From a responsible, quick-thinking officer, Henry turns into a fugitive, for no fault of his own. Once, Catherine had said that they had each other while “they” were against them. Ironically, her statement comes true, as Henry runs from the police.



Henry was cold, wet, and hungry. His knee was stiff but okay. He remembered Dr. Valentini, who had done the operation on his knee. He felt dismembered and confused in his thinking. Henry refused to think about Catherine because he thought he would go crazy if he did. He longed to see and lie beside her, but at that moment, he did not know when he would see her again. He thought that he would have to seek other employment now, if there was any other employment, and if the police did not get him.

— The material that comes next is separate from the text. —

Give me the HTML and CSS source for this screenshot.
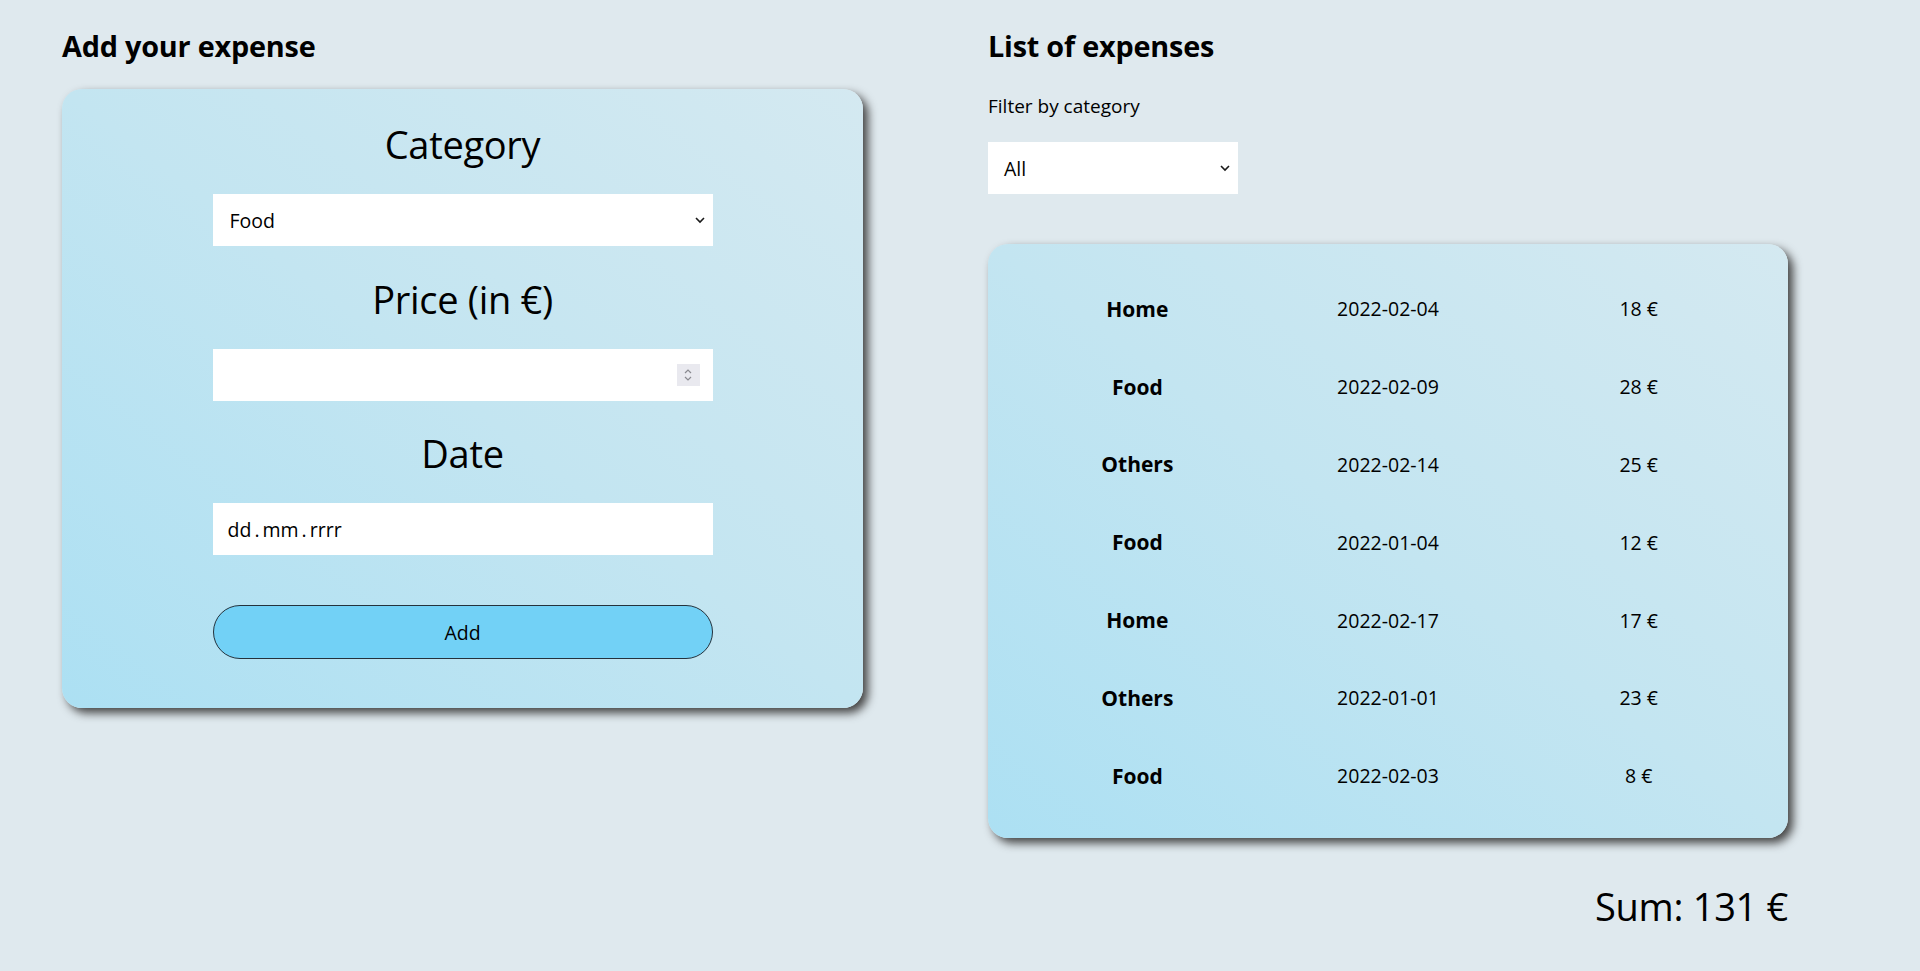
FILE: index.html
```html
<!DOCTYPE html>
<html lang="en">
<head>
<meta charset="utf-8">
<title>Expenses</title>
<link rel="stylesheet" href="styles.css">
</head>
<body>
<main class="page">
  <section class="col col-left">
    <h1 class="title">Add your expense</h1>
    <form class="card form-card">
      <h2 class="label">Category</h2>
      <div class="field select-field">
        <span class="field-text">Food</span>
        <svg class="chev" width="12" height="8" viewBox="0 0 12 8"><path d="M2 2 L6 6 L10 2" fill="none" stroke="#1a1a1a" stroke-width="1.6"/></svg>
      </div>
      <h2 class="label">Price (in €)</h2>
      <div class="field number-field">
        <span class="spinner">
          <svg width="10" height="16" viewBox="0 0 10 16"><path d="M2 6 L5 3 L8 6" fill="none" stroke="#8a8a90" stroke-width="1.2"/><path d="M2 10 L5 13 L8 10" fill="none" stroke="#8a8a90" stroke-width="1.2"/></svg>
        </span>
      </div>
      <h2 class="label">Date</h2>
      <div class="field date-field">
        <span>dd</span><span class="dot">.</span><span>mm</span><span class="dot">.</span><span>rrrr</span>
      </div>
      <button type="button" class="add-btn">Add</button>
    </form>
  </section>
  <section class="col col-right">
    <h1 class="title">List of expenses</h1>
    <p class="filter-label">Filter by category</p>
    <div class="field filter-select">
      <span class="field-text">All</span>
      <svg class="chev" width="12" height="8" viewBox="0 0 12 8"><path d="M2 2 L6 6 L10 2" fill="none" stroke="#1a1a1a" stroke-width="1.6"/></svg>
    </div>
    <div class="card list-card">
      <div class="row"><span class="cat">Home</span><span>2022-02-04</span><span>18 €</span></div>
      <div class="row"><span class="cat">Food</span><span>2022-02-09</span><span>28 €</span></div>
      <div class="row"><span class="cat">Others</span><span>2022-02-14</span><span>25 €</span></div>
      <div class="row"><span class="cat">Food</span><span>2022-01-04</span><span>12 €</span></div>
      <div class="row"><span class="cat">Home</span><span>2022-02-17</span><span>17 €</span></div>
      <div class="row"><span class="cat">Others</span><span>2022-01-01</span><span>23 €</span></div>
      <div class="row"><span class="cat">Food</span><span>2022-02-03</span><span>8 €</span></div>
    </div>
    <div class="sum">Sum: 131 €</div>
  </section>
</main>
</body>
</html>
```
FILE: styles.css
```css
* { box-sizing: border-box; }
html, body {
  margin: 0;
  padding: 0;
  background: #dfe9ee;
  font-family: "Open Sans", "Noto Sans", sans-serif;
  color: #000;
}
.page {
  display: flex;
  gap: 125px;
  padding: 27px 0 0 62px;
  min-height: 971px;
}
.col { display: flex; flex-direction: column; }
.col-left { width: 801px; }
.col-right { width: 800px; }
.title {
  margin: 0;
  font-size: 28.8px;
  font-weight: 700;
  line-height: 38px;
  letter-spacing: -0.2px;
}
.card {
  border-radius: 20px;
  background: linear-gradient(to top right, #ace0f3 0%, #c3e5f1 50%, #d4e9f1 100%);
  box-shadow: 5px 5px 10px #444;
}
.form-card {
  margin-top: 24px;
  display: flex;
  flex-direction: column;
  align-items: center;
  padding: 29px 0 49px;
}
.label {
  margin: 26.5px 0 24px;
  font-size: 38px;
  font-weight: 400;
  line-height: 52px;
  height: 52px;
  letter-spacing: -0.3px;
}
.label:first-child { margin-top: 0; }
.field {
  position: relative;
  width: 500px;
  height: 52px;
  background: #fff;
  display: flex;
  align-items: center;
  font-size: 19.5px;
}
.select-field, .filter-select {
  justify-content: space-between;
  padding: 0 7px 0 17px;
}
.chev { display: block; }
.number-field { justify-content: flex-end; padding-right: 13px; }
.spinner {
  width: 23px;
  height: 22px;
  background: #e9e9ef;
  display: flex;
  align-items: center;
  justify-content: center;
}
.date-field { padding-left: 15px; }
.date-field .dot { padding: 0 3px; }
.add-btn {
  margin-top: 50px;
  width: 500px;
  height: 54px;
  border: 1.5px solid #24323c;
  border-radius: 27px;
  background: #72d1f6;
  font-family: inherit;
  font-size: 19.5px;
  color: #000;
  padding: 0;
}
.filter-label {
  margin: 28px 0 23px;
  font-size: 19px;
  line-height: 26px;
}
.filter-select {
  width: 250px;
  height: 52px;
  padding: 0 7px 0 16px;
}
.list-card {
  margin-top: 50px;
  padding: 26px 24px 23px;
}
.row {
  display: grid;
  grid-template-columns: repeat(3, 1fr);
  height: 77.8px;
  align-items: center;
  text-align: center;
  font-size: 19.5px;
}
.cat { font-weight: 700; font-size: 21px; }
.sum {
  margin-top: 42px;
  align-self: flex-end;
  font-size: 38px;
  line-height: 52px;
  letter-spacing: -0.3px;
}
```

His anger at the injustice handed to him by the police and his obligation to the army were washed out in the river. He no longer wanted to wear the uniform. He had taken off the stars on the collar, for convenience, not because of a sense of honor. He realized that he was not against them; he was just through with them. Other soldiers may be good, brave, calm, and sensible, but it was not for him anymore. Piani would tell them they had shot Henry and since they would not find the identification papers, they would assume that he drowned. He wondered what his colleagues would think about him. The priest and Rinaldi were now part of his memory; he would never go back and see them again. He wanted only to eat, drink, sleep with Catherine, and avoid thinking . They could get together and go someplace where they would not be found. There were many such places.


The entire chapter is stream of consciousness. Memories and wishing for the future tumble together in the painful present. Henry feels that his plunge into the river is a sort of absolution of duty, commitment, and even anger. He has turned his back permanently on the army. He was forced to become a deserter and he defiantly wishes to stay one.